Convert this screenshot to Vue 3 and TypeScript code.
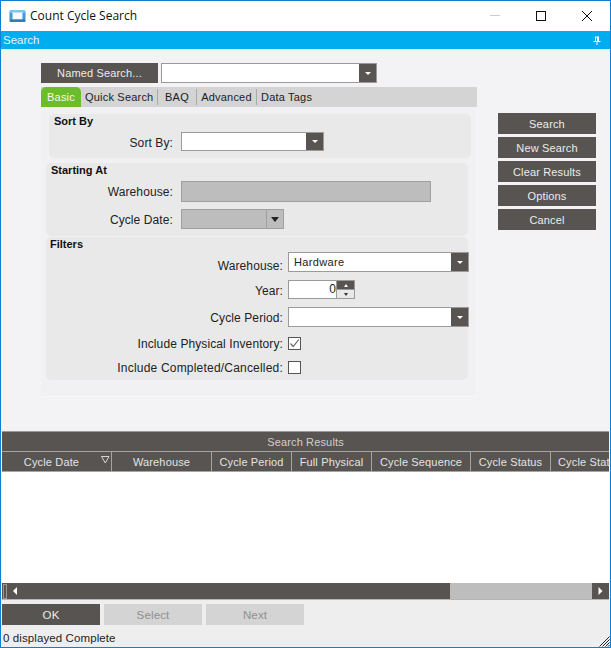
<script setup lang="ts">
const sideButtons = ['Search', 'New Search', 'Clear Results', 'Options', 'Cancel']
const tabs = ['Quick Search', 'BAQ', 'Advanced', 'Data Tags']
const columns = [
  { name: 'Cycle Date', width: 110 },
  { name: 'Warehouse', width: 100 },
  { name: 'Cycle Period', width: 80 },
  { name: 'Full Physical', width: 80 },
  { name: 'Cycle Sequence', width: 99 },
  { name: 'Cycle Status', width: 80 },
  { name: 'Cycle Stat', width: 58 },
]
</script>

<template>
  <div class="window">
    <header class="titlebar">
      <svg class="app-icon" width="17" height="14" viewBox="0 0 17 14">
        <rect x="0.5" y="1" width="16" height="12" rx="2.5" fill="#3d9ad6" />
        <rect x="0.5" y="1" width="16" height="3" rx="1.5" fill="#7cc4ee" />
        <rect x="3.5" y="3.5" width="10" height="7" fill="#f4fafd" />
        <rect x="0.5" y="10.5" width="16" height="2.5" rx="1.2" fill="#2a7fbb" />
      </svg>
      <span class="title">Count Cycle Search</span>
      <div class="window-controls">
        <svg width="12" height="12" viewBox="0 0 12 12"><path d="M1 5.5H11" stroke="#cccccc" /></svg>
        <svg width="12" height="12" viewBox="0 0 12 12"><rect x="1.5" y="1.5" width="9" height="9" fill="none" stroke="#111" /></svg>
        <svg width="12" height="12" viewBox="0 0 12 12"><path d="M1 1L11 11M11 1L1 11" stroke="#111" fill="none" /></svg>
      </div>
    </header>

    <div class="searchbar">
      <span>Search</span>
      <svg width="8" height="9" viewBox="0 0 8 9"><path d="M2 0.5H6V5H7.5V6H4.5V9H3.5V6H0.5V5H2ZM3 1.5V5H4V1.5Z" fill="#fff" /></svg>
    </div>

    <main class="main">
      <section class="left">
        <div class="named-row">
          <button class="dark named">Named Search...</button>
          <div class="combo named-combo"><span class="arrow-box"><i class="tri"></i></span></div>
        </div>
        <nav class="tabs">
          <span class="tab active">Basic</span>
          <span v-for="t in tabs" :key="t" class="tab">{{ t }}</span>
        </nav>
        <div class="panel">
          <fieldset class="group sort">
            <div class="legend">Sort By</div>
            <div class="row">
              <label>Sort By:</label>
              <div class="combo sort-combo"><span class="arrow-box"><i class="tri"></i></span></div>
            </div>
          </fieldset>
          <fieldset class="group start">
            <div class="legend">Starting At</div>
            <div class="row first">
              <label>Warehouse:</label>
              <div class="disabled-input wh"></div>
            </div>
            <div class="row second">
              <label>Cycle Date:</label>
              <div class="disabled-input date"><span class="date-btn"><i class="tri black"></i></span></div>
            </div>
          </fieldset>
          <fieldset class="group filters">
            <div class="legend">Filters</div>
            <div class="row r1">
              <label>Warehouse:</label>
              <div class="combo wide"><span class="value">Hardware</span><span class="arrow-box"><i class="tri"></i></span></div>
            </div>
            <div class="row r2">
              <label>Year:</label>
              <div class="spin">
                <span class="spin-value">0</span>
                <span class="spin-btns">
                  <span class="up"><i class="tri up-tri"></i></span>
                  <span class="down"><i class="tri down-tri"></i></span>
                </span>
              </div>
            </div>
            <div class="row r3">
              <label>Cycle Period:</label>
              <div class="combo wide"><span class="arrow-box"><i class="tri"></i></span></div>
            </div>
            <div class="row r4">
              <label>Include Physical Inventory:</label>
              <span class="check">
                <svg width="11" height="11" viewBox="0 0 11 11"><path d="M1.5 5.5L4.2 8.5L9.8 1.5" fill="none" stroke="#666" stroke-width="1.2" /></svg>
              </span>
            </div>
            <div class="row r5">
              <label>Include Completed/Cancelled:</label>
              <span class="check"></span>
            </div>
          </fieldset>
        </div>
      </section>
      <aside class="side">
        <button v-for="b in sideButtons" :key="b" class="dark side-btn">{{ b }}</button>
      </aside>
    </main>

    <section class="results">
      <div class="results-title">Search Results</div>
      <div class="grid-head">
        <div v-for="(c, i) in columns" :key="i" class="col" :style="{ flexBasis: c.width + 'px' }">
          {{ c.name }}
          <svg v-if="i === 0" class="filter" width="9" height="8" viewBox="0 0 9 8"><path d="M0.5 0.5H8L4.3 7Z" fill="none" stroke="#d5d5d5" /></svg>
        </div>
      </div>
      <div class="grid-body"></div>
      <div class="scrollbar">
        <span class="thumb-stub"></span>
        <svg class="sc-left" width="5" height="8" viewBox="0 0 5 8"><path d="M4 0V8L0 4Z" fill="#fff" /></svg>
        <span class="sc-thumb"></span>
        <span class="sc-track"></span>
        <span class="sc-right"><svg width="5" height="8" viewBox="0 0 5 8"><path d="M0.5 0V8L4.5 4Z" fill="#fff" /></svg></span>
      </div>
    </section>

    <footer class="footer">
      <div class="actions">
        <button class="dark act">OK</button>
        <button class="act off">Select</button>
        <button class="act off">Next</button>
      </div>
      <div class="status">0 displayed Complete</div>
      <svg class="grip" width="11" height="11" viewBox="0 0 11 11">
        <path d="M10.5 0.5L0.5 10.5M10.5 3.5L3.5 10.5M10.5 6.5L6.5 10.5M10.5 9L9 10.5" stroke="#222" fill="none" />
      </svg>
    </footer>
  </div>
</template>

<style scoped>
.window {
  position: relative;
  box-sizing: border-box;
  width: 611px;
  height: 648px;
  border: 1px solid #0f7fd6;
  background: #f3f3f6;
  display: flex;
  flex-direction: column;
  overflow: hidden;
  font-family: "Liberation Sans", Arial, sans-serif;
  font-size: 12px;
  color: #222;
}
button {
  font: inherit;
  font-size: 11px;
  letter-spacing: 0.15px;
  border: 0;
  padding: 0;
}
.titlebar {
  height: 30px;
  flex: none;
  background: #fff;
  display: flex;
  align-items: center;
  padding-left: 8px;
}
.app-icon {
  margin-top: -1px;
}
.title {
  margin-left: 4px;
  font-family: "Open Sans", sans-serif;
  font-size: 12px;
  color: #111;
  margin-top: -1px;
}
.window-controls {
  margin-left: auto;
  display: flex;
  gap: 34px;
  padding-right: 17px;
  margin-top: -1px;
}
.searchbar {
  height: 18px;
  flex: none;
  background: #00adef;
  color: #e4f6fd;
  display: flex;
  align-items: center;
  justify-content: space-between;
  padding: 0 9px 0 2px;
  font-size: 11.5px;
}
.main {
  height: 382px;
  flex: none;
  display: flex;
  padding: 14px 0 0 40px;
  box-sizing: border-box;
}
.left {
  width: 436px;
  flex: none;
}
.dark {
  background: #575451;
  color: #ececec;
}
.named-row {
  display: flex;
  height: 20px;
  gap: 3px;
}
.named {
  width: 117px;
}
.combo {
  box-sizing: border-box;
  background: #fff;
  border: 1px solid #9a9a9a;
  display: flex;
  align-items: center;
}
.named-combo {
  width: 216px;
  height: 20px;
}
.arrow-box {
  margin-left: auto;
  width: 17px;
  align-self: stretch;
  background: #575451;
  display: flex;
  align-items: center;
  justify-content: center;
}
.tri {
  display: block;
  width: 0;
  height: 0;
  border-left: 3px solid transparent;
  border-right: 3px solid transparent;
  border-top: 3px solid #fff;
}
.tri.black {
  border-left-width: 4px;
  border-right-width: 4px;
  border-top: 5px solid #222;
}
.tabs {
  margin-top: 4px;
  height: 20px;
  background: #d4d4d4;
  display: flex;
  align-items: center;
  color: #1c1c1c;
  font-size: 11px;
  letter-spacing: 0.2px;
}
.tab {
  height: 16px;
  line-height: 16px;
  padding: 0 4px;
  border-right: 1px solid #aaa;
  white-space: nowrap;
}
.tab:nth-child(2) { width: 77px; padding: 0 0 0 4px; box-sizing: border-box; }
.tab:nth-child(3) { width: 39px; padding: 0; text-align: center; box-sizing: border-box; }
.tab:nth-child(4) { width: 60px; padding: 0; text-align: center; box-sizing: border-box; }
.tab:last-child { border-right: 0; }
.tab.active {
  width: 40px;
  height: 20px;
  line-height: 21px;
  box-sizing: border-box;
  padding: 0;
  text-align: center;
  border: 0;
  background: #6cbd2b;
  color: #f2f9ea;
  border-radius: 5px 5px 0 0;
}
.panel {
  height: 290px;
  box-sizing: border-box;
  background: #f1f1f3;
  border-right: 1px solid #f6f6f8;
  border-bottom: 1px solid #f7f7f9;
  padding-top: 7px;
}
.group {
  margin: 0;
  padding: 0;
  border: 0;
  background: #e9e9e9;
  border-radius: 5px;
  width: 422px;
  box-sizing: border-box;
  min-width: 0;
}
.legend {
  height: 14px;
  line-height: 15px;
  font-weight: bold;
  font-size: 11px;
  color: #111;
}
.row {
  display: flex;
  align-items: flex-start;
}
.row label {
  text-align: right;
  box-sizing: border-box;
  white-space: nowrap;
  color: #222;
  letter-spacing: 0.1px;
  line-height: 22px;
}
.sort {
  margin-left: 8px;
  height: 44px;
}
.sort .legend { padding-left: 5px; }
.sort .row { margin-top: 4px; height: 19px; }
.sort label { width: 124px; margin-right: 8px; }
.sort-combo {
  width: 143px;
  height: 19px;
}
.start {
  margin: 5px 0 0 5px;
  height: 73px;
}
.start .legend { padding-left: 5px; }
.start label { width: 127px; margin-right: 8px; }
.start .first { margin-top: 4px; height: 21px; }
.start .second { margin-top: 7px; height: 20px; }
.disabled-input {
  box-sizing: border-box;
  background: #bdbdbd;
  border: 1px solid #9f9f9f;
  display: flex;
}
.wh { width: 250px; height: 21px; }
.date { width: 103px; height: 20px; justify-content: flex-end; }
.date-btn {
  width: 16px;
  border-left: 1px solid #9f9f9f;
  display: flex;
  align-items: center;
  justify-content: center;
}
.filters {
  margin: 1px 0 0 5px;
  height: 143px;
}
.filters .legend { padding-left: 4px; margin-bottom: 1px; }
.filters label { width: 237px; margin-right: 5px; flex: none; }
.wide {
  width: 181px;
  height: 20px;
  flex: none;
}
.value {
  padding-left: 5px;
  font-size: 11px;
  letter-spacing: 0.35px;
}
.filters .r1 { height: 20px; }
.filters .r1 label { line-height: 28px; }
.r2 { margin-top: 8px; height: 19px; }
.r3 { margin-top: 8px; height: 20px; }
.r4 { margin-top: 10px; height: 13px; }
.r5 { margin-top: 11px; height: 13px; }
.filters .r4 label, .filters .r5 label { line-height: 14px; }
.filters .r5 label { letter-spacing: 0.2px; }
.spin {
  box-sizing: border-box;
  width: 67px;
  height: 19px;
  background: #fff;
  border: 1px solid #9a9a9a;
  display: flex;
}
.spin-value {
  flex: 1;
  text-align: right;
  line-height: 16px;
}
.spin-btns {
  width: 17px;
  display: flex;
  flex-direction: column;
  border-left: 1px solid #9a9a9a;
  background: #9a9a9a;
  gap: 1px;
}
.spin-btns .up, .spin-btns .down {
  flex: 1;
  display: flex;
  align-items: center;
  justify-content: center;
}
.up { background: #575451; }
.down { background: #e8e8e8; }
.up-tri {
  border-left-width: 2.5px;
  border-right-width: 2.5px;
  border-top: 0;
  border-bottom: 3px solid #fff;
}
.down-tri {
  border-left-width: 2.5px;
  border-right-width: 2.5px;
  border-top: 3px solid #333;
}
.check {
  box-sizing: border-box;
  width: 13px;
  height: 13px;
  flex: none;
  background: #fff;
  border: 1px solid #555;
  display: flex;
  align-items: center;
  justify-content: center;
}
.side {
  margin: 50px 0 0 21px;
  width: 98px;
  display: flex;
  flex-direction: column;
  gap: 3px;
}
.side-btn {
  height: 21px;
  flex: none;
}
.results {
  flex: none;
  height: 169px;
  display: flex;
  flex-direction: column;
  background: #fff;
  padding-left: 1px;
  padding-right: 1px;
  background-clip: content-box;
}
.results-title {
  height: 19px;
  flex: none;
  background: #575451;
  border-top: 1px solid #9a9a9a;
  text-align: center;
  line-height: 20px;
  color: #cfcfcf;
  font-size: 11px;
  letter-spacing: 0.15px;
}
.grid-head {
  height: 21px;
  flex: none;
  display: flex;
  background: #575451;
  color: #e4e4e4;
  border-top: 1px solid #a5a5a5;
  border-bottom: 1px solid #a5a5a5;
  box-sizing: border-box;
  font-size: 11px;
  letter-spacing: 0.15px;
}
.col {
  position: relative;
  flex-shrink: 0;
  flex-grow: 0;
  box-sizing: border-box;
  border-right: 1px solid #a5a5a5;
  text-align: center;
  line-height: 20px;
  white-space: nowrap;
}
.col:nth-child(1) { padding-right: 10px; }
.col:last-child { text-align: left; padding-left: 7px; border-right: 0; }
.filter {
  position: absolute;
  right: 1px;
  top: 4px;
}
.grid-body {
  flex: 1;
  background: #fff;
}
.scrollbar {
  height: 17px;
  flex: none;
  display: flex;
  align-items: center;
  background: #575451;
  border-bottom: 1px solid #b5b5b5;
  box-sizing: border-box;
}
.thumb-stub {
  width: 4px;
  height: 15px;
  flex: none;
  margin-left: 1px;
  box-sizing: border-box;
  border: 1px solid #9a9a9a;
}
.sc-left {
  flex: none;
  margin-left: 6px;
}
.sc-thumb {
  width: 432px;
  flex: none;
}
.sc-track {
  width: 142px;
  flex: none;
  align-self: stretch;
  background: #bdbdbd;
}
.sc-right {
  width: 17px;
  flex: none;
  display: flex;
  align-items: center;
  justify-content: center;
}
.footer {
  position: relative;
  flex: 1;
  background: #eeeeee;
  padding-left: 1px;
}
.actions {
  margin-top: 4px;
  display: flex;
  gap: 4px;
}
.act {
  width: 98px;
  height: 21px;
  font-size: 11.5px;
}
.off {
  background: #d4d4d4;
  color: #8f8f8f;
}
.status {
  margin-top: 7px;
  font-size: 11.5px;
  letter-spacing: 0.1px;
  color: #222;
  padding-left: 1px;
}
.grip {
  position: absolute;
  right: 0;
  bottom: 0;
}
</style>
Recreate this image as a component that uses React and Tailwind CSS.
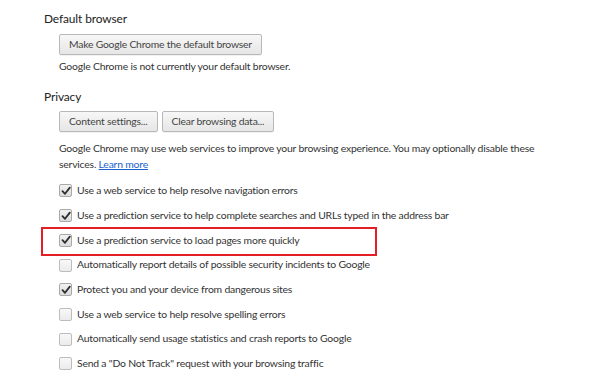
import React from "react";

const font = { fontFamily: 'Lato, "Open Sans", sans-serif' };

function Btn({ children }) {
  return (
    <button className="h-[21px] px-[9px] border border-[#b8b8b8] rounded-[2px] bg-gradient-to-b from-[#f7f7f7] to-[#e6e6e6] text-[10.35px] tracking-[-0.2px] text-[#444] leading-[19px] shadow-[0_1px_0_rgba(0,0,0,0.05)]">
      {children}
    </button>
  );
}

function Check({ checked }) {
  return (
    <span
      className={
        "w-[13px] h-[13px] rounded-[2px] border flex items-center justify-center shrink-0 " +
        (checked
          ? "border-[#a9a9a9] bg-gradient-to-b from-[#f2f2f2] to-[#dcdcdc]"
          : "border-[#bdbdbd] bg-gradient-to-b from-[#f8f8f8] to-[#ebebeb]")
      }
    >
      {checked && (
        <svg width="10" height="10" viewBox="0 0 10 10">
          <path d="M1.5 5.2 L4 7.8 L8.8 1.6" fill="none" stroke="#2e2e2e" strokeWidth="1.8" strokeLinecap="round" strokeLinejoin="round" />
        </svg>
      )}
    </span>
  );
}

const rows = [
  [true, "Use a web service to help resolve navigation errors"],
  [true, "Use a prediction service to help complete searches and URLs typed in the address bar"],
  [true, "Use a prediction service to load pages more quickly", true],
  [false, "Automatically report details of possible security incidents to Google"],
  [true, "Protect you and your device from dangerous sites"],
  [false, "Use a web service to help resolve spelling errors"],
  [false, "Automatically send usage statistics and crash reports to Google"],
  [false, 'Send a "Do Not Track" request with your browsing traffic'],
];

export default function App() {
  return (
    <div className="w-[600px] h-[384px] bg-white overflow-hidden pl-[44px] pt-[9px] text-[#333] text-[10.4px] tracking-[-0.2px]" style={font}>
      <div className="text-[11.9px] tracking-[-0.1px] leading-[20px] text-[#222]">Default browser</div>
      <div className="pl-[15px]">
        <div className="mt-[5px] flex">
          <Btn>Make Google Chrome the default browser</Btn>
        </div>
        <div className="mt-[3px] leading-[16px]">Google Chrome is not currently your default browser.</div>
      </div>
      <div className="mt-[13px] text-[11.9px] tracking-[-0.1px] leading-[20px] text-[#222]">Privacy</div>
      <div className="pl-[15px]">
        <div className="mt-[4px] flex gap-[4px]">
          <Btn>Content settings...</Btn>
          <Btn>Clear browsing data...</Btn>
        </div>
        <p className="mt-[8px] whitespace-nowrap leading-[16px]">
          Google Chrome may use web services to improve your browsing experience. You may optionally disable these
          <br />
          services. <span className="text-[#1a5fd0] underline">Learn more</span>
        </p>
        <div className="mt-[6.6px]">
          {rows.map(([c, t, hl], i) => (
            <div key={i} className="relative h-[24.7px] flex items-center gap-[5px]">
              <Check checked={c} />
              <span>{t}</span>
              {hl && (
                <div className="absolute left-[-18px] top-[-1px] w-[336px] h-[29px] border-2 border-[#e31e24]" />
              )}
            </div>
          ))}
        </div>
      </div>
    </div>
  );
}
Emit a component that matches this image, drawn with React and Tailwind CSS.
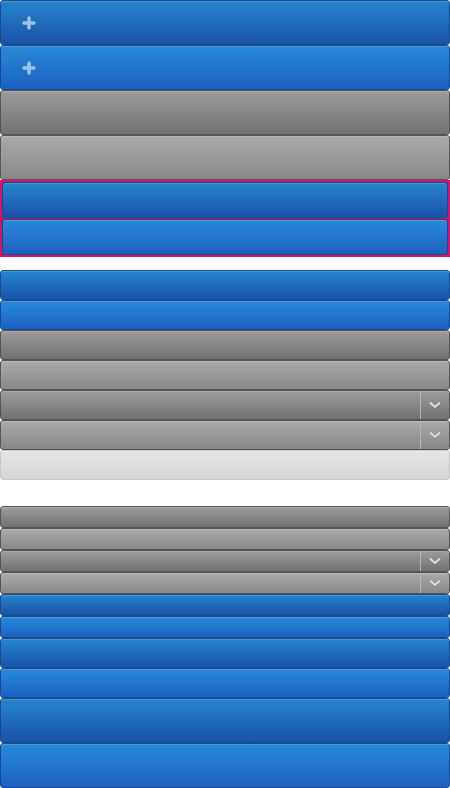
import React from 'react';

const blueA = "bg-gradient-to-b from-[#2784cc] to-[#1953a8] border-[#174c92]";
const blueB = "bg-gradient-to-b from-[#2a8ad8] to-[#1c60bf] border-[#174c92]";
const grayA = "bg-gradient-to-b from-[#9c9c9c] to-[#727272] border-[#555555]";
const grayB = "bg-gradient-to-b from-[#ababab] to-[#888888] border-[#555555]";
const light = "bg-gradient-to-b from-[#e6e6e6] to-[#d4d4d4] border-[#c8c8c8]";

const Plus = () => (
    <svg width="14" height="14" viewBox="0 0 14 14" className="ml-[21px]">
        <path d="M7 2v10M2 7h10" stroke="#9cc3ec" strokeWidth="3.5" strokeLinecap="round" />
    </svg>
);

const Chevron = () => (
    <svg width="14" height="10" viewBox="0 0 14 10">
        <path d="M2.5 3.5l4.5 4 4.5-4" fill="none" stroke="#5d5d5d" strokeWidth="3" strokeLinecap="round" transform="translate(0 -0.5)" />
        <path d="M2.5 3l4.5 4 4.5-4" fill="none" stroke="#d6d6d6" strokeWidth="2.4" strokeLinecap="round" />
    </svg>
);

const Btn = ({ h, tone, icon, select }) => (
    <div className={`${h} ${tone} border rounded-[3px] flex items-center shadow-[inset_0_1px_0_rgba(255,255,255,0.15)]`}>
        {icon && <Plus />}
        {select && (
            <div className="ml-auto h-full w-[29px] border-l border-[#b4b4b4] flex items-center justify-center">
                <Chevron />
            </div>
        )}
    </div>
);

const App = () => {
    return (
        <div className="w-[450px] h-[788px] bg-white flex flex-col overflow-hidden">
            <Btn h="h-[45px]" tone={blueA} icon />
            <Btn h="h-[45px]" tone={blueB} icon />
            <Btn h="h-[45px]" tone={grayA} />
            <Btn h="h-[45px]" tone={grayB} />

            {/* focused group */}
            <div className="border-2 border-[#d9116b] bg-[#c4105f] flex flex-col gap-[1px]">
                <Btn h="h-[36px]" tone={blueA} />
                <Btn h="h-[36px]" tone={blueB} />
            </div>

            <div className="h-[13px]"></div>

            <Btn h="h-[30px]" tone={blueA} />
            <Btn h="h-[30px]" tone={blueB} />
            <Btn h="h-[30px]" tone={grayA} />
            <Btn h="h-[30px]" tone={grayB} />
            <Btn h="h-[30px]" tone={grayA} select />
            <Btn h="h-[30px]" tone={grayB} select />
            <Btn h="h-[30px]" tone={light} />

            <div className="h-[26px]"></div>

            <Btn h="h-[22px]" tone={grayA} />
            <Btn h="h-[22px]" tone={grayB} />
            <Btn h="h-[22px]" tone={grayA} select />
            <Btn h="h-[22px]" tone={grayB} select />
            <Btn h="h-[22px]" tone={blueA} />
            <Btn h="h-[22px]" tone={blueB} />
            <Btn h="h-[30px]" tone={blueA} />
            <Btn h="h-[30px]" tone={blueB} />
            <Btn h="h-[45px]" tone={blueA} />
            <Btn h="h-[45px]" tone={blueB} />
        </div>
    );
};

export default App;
------------------------------
● What you are asked to do: Filter the entries and copy out every line with the word "image".

● Exercise response:
Recreate this image as a component that uses React and Tailwind CSS.
Emit a component that matches this image, drawn with React and Tailwind CSS.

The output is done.